The ability to stand up and voice one’s opinion — something often taken for granted in a truly democratic society — is one of the key tools used in promoting awareness and implementing change. These are the steps six K-State students took Tuesday afternoon, as they took the stage in Nichols Theatre one by one to bring attention to specific problems they have found on campus.
The event, addressing campus issues with persuasive speech, has been held every semester for 30 years. It works to take classroom persuasive speeches from the Public Speaking II class, and make them accessible to the general public. Often members of the Student Government Association and administrative officials, including former K-State President Jon Wefald, have attended the speeches to gain an idea of the problems K-State students see around campus on a daily basis.
“Every once in a while they would show up, and occasionally the university president would show up, and something was done almost immediately because they didn’t know about these things,” said Phil Anderson, retired advanced public speaking professor and creator of the event. “Democracy in action is a contact sport … If you have a better idea about the way in which the university functions, there’s a way to address that.”
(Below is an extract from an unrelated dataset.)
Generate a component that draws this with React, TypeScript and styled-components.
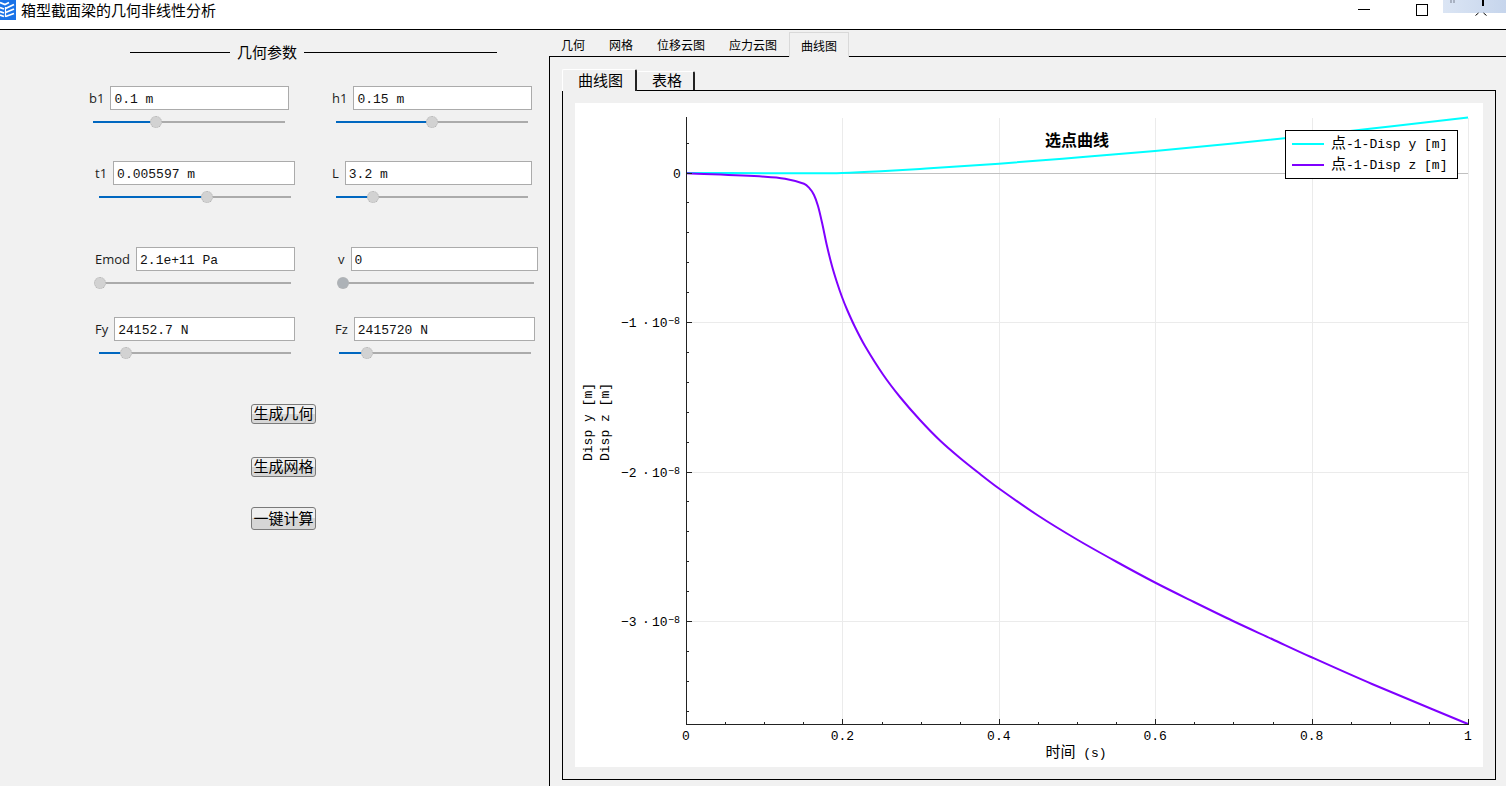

Anderson said in the past there were dozens of issues addressed through these persuasive speeches, including structures in the academic curriculum, campus safety, parking restrictions and biking and crossing lanes around campus, that all brought about changes.
“They may not have changed right away, but over a period of time they changed,” he said. “When I got here, this university did not have any minor programs. One of my students asked, ‘Why doesn’t this school have minors? All of my other schools I’ve gone to have had minors.’ They addressed the issue, and within two years, we had minors.”
While several past issues have managed to make their way up to the administrative ladder and onto Student Senate agendas, this year’s speech students brought a new list of issues most concerning to them and affecting many groups of students at the university.
The persuasive speeches included the topics of increasing lighting and surveillance around the university to decrease theft; modifying the current campus inclement weather policy; inadequate curriculum and underqualified professors in the A.Q. Miller School of Journalism and Mass Communications; bringing back a Division I wrestling team to the university; creating a fundraising branch for the College of Arts and Sciences; and improving the effectiveness of K-State’s alcohol education survey.
Students presented each problem with respective solutions and benefits, and many presented petitions that could be signed and brought to the administration.
“One reason we open it up to everybody … is because a lot of times we talk about these things, but they never leave the classroom,” said Travis Smith, instructor in communication studies. “Sometimes we get the big figureheads that can make the changes that we’d like to see. It’s a lot of fun.”
Smith has taught the Public Speaking II class for several years. This year’s class speeches were voted on by each of the persuasive speech classes, and the top three from each class were chosen to present their issues at the event.
“I think it’s important. It gives you the real time experience of possibly doing this in the future,” said Phillip Gomez, one of the speakers at the forum and sophomore in marketing. “K-State’s all about family and being close together and we all want to improve our campus — making everything better for everyone — which in the long run is the most important thing in my mind.”